All the data should be repeated exactly. Any image in it is left out.

**Data block**
■ ■ ■
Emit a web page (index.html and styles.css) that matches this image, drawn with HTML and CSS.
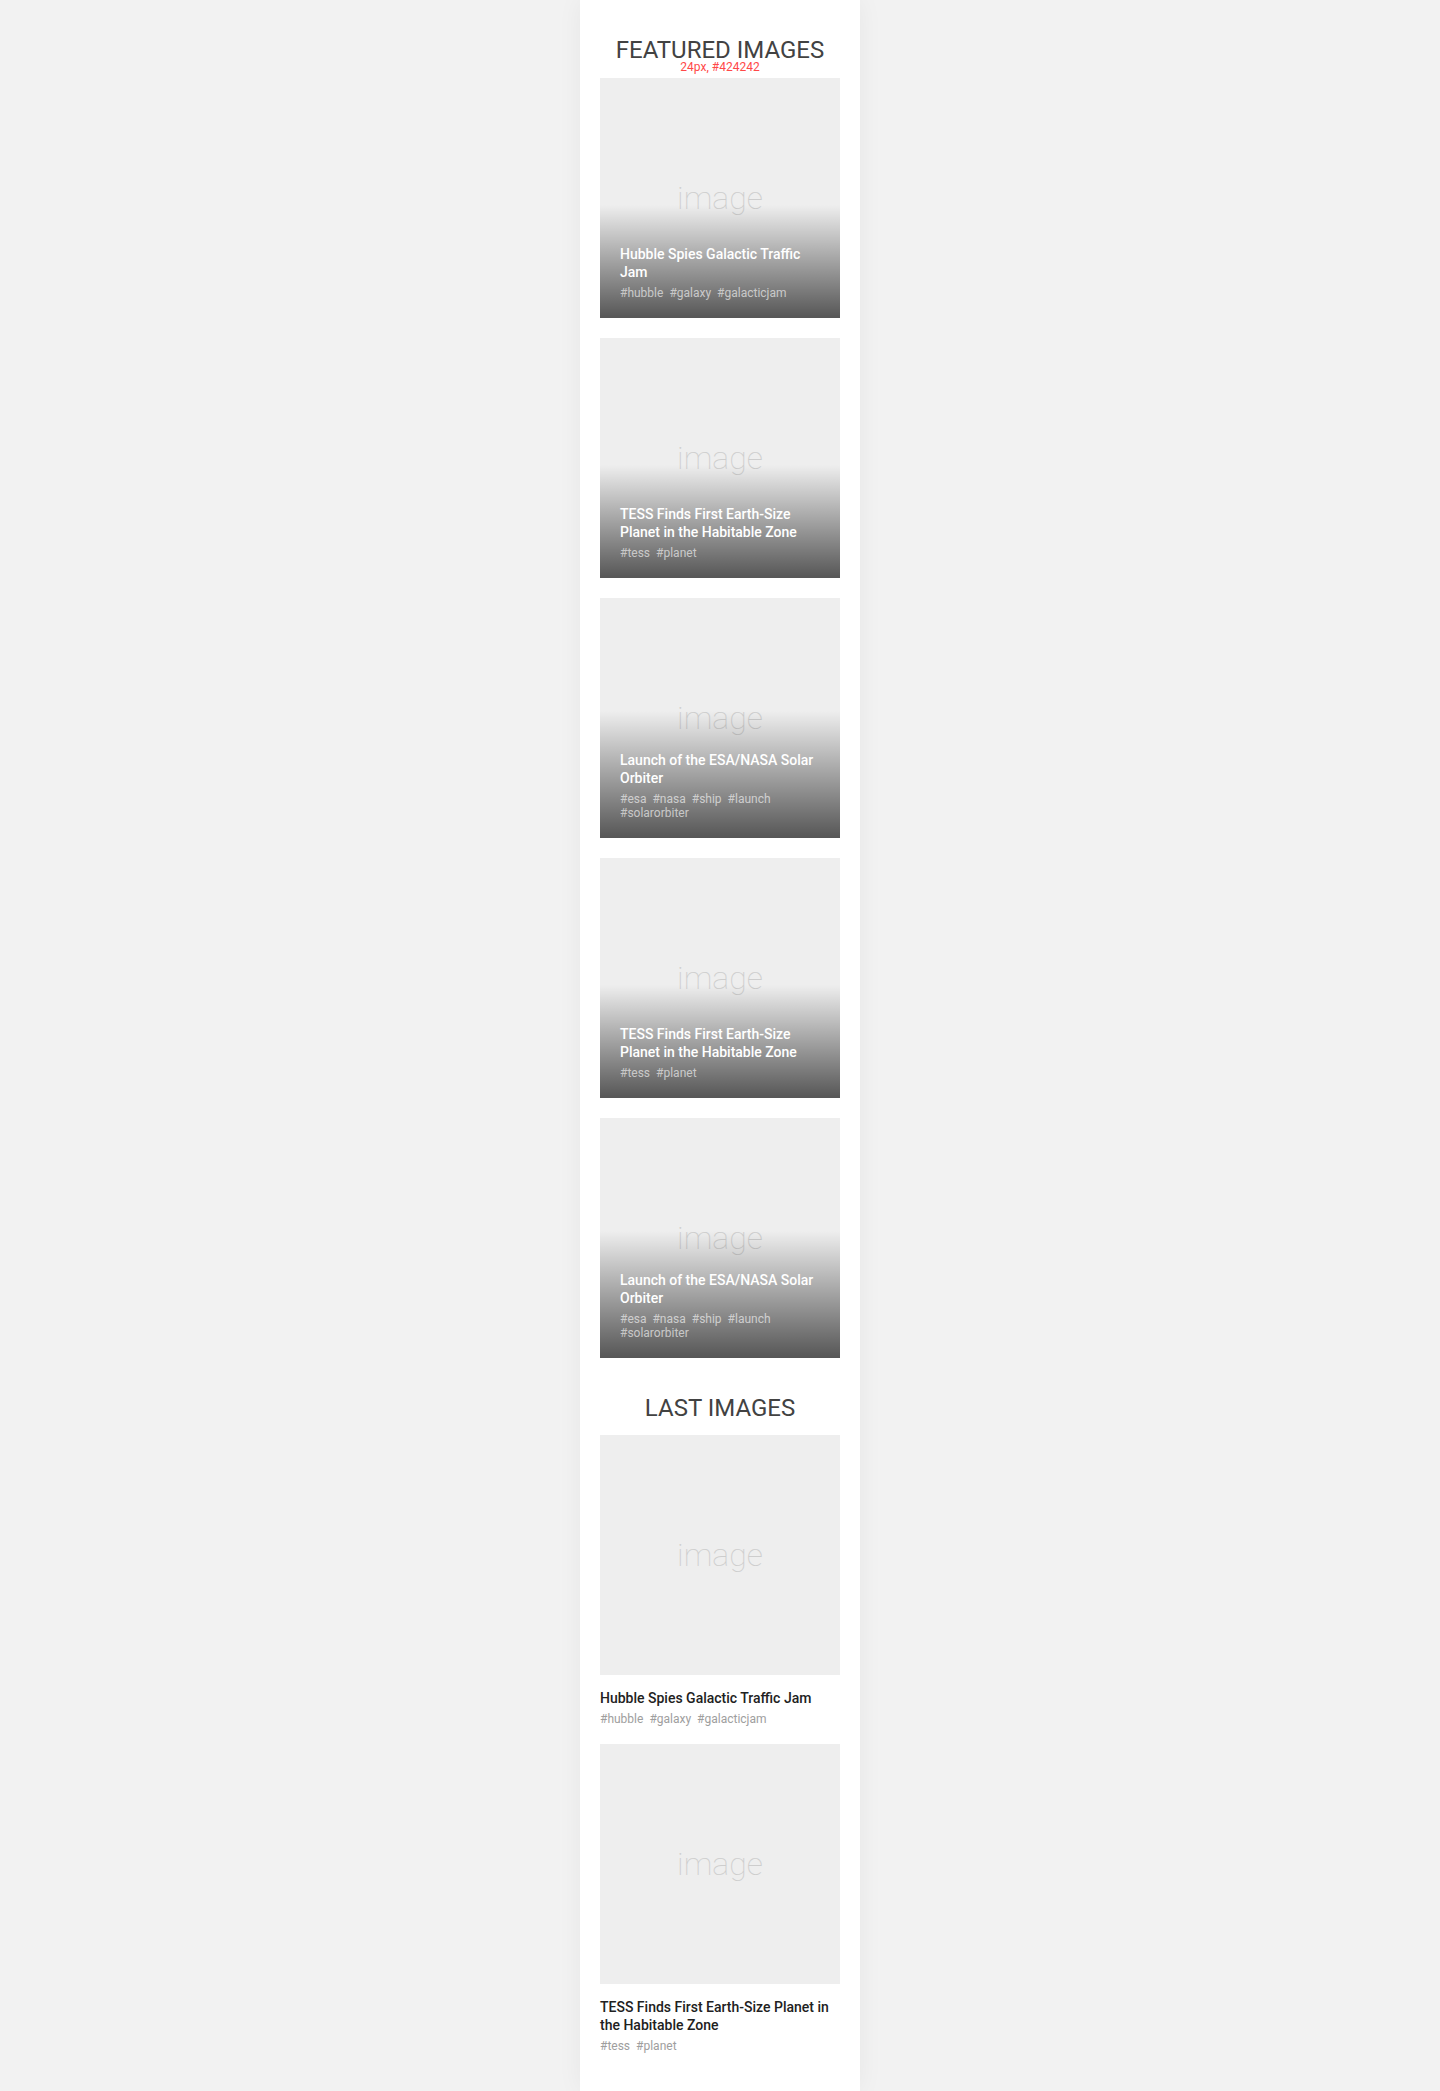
FILE: index.html
```html
<!DOCTYPE html>
<html lang="en">
<head>
<meta charset="utf-8">
<title>Images</title>
<link rel="stylesheet" href="styles.css">
</head>
<body>
<main class="page">
  <section class="section">
    <h2 class="section-title">FEATURED IMAGES<span class="spec">24px, #424242</span></h2>
    <div class="featured-list">
      <article class="feature-card">
        <div class="placeholder">image</div>
        <div class="feature-caption">
          <h3 class="card-title">Hubble Spies Galactic Traffic Jam</h3>
          <ul class="tags"><li>#hubble</li><li>#galaxy</li><li>#galacticjam</li></ul>
        </div>
      </article>
      <article class="feature-card">
        <div class="placeholder">image</div>
        <div class="feature-caption">
          <h3 class="card-title">TESS Finds First Earth-Size Planet in the Habitable Zone</h3>
          <ul class="tags"><li>#tess</li><li>#planet</li></ul>
        </div>
      </article>
      <article class="feature-card">
        <div class="placeholder">image</div>
        <div class="feature-caption">
          <h3 class="card-title">Launch of the ESA/NASA Solar Orbiter</h3>
          <ul class="tags"><li>#esa</li><li>#nasa</li><li>#ship</li><li>#launch</li><li>#solarorbiter</li></ul>
        </div>
      </article>
      <article class="feature-card">
        <div class="placeholder">image</div>
        <div class="feature-caption">
          <h3 class="card-title">TESS Finds First Earth-Size Planet in the Habitable Zone</h3>
          <ul class="tags"><li>#tess</li><li>#planet</li></ul>
        </div>
      </article>
      <article class="feature-card">
        <div class="placeholder">image</div>
        <div class="feature-caption">
          <h3 class="card-title">Launch of the ESA/NASA Solar Orbiter</h3>
          <ul class="tags"><li>#esa</li><li>#nasa</li><li>#ship</li><li>#launch</li><li>#solarorbiter</li></ul>
        </div>
      </article>
    </div>
  </section>

  <section class="section last">
    <h2 class="section-title">LAST IMAGES</h2>
    <div class="last-list">
      <article class="last-card">
        <div class="placeholder">image</div>
        <div class="last-caption">
          <h3 class="card-title">Hubble Spies Galactic Traffic Jam</h3>
          <ul class="tags"><li>#hubble</li><li>#galaxy</li><li>#galacticjam</li></ul>
        </div>
      </article>
      <article class="last-card">
        <div class="placeholder">image</div>
        <div class="last-caption">
          <h3 class="card-title">TESS Finds First Earth-Size Planet in the Habitable Zone</h3>
          <ul class="tags"><li>#tess</li><li>#planet</li></ul>
        </div>
      </article>
    </div>
  </section>
</main>
</body>
</html>
```

FILE: styles.css
```css
html, body {
  margin: 0;
  padding: 0;
}

body {
  background: #f2f2f2;
  font-family: Roboto, "Noto Sans", "Liberation Sans", Arial, sans-serif;
}

.page {
  box-sizing: border-box;
  width: 280px;
  min-height: 100vh;
  margin: 0 auto;
  padding: 38px 20px 20px;
  background: #ffffff;
  box-shadow: 0 0 24px rgba(0, 0, 0, 0.05);
}

.section + .section {
  margin-top: 38px;
}

.section-title {
  position: relative;
  margin: 0 0 16px;
  font-size: 24px;
  line-height: 24px;
  font-weight: 400;
  color: #424242;
  text-align: center;
}

.last .section-title {
  margin-bottom: 15px;
}

.spec {
  position: absolute;
  left: 0;
  right: 0;
  top: 24px;
  font-size: 12px;
  line-height: 10px;
  color: #ff4848;
  text-align: center;
}

.featured-list {
  display: flex;
  flex-direction: column;
  gap: 20px;
}

.feature-card {
  display: grid;
}

.feature-card > .placeholder,
.feature-card > .feature-caption {
  grid-area: 1 / 1;
}

.placeholder {
  height: 240px;
  background: #eeeeee;
  display: flex;
  align-items: center;
  justify-content: center;
  font-size: 32px;
  font-weight: 100;
  color: #cdcdcd;
}

.feature-caption {
  align-self: end;
  padding: 40px 20px 18px;
  background: linear-gradient(to bottom, rgba(0, 0, 0, 0) 0%, rgba(0, 0, 0, 0.64) 100%);
}

.card-title {
  margin: 0;
  font-size: 14px;
  line-height: 18px;
  font-weight: 500;
  color: #ffffff;
}

.tags {
  list-style: none;
  margin: 5px 0 0;
  padding: 0;
  display: flex;
  flex-wrap: wrap;
  column-gap: 6px;
  font-size: 12px;
  line-height: 14px;
  color: rgba(255, 255, 255, 0.62);
}

.last-list {
  display: flex;
  flex-direction: column;
  gap: 18px;
}

.last-caption {
  padding-top: 14px;
}

.last-caption .card-title {
  color: #212121;
}

.last-caption .tags {
  color: #9e9e9e;
}
```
■ ■ ■
**Completed task**
Emit a web page (index.html and styles.css) that matches this image, drawn with HTML and CSS.
FILE: index.html
```html
<!DOCTYPE html>
<html lang="en">
<head>
<meta charset="utf-8">
<title>Images</title>
<link rel="stylesheet" href="styles.css">
</head>
<body>
<main class="page">
  <section class="section">
    <h2 class="section-title">FEATURED IMAGES<span class="spec">24px, #424242</span></h2>
    <div class="featured-list">
      <article class="feature-card">
        <div class="placeholder">image</div>
        <div class="feature-caption">
          <h3 class="card-title">Hubble Spies Galactic Traffic Jam</h3>
          <ul class="tags"><li>#hubble</li><li>#galaxy</li><li>#galacticjam</li></ul>
        </div>
      </article>
      <article class="feature-card">
        <div class="placeholder">image</div>
        <div class="feature-caption">
          <h3 class="card-title">TESS Finds First Earth-Size Planet in the Habitable Zone</h3>
          <ul class="tags"><li>#tess</li><li>#planet</li></ul>
        </div>
      </article>
      <article class="feature-card">
        <div class="placeholder">image</div>
        <div class="feature-caption">
          <h3 class="card-title">Launch of the ESA/NASA Solar Orbiter</h3>
          <ul class="tags"><li>#esa</li><li>#nasa</li><li>#ship</li><li>#launch</li><li>#solarorbiter</li></ul>
        </div>
      </article>
      <article class="feature-card">
        <div class="placeholder">image</div>
        <div class="feature-caption">
          <h3 class="card-title">TESS Finds First Earth-Size Planet in the Habitable Zone</h3>
          <ul class="tags"><li>#tess</li><li>#planet</li></ul>
        </div>
      </article>
      <article class="feature-card">
        <div class="placeholder">image</div>
        <div class="feature-caption">
          <h3 class="card-title">Launch of the ESA/NASA Solar Orbiter</h3>
          <ul class="tags"><li>#esa</li><li>#nasa</li><li>#ship</li><li>#launch</li><li>#solarorbiter</li></ul>
        </div>
      </article>
    </div>
  </section>

  <section class="section last">
    <h2 class="section-title">LAST IMAGES</h2>
    <div class="last-list">
      <article class="last-card">
        <div class="placeholder">image</div>
        <div class="last-caption">
          <h3 class="card-title">Hubble Spies Galactic Traffic Jam</h3>
          <ul class="tags"><li>#hubble</li><li>#galaxy</li><li>#galacticjam</li></ul>
        </div>
      </article>
      <article class="last-card">
        <div class="placeholder">image</div>
        <div class="last-caption">
          <h3 class="card-title">TESS Finds First Earth-Size Planet in the Habitable Zone</h3>
          <ul class="tags"><li>#tess</li><li>#planet</li></ul>
        </div>
      </article>
    </div>
  </section>
</main>
</body>
</html>
```

FILE: styles.css
```css
html, body {
  margin: 0;
  padding: 0;
}

body {
  background: #f2f2f2;
  font-family: Roboto, "Noto Sans", "Liberation Sans", Arial, sans-serif;
}

.page {
  box-sizing: border-box;
  width: 280px;
  min-height: 100vh;
  margin: 0 auto;
  padding: 38px 20px 20px;
  background: #ffffff;
  box-shadow: 0 0 24px rgba(0, 0, 0, 0.05);
}

.section + .section {
  margin-top: 38px;
}

.section-title {
  position: relative;
  margin: 0 0 16px;
  font-size: 24px;
  line-height: 24px;
  font-weight: 400;
  color: #424242;
  text-align: center;
}

.last .section-title {
  margin-bottom: 15px;
}

.spec {
  position: absolute;
  left: 0;
  right: 0;
  top: 24px;
  font-size: 12px;
  line-height: 10px;
  color: #ff4848;
  text-align: center;
}

.featured-list {
  display: flex;
  flex-direction: column;
  gap: 20px;
}

.feature-card {
  display: grid;
}

.feature-card > .placeholder,
.feature-card > .feature-caption {
  grid-area: 1 / 1;
}

.placeholder {
  height: 240px;
  background: #eeeeee;
  display: flex;
  align-items: center;
  justify-content: center;
  font-size: 32px;
  font-weight: 100;
  color: #cdcdcd;
}

.feature-caption {
  align-self: end;
  padding: 40px 20px 18px;
  background: linear-gradient(to bottom, rgba(0, 0, 0, 0) 0%, rgba(0, 0, 0, 0.64) 100%);
}

.card-title {
  margin: 0;
  font-size: 14px;
  line-height: 18px;
  font-weight: 500;
  color: #ffffff;
}

.tags {
  list-style: none;
  margin: 5px 0 0;
  padding: 0;
  display: flex;
  flex-wrap: wrap;
  column-gap: 6px;
  font-size: 12px;
  line-height: 14px;
  color: rgba(255, 255, 255, 0.62);
}

.last-list {
  display: flex;
  flex-direction: column;
  gap: 18px;
}

.last-caption {
  padding-top: 14px;
}

.last-caption .card-title {
  color: #212121;
}

.last-caption .tags {
  color: #9e9e9e;
}
```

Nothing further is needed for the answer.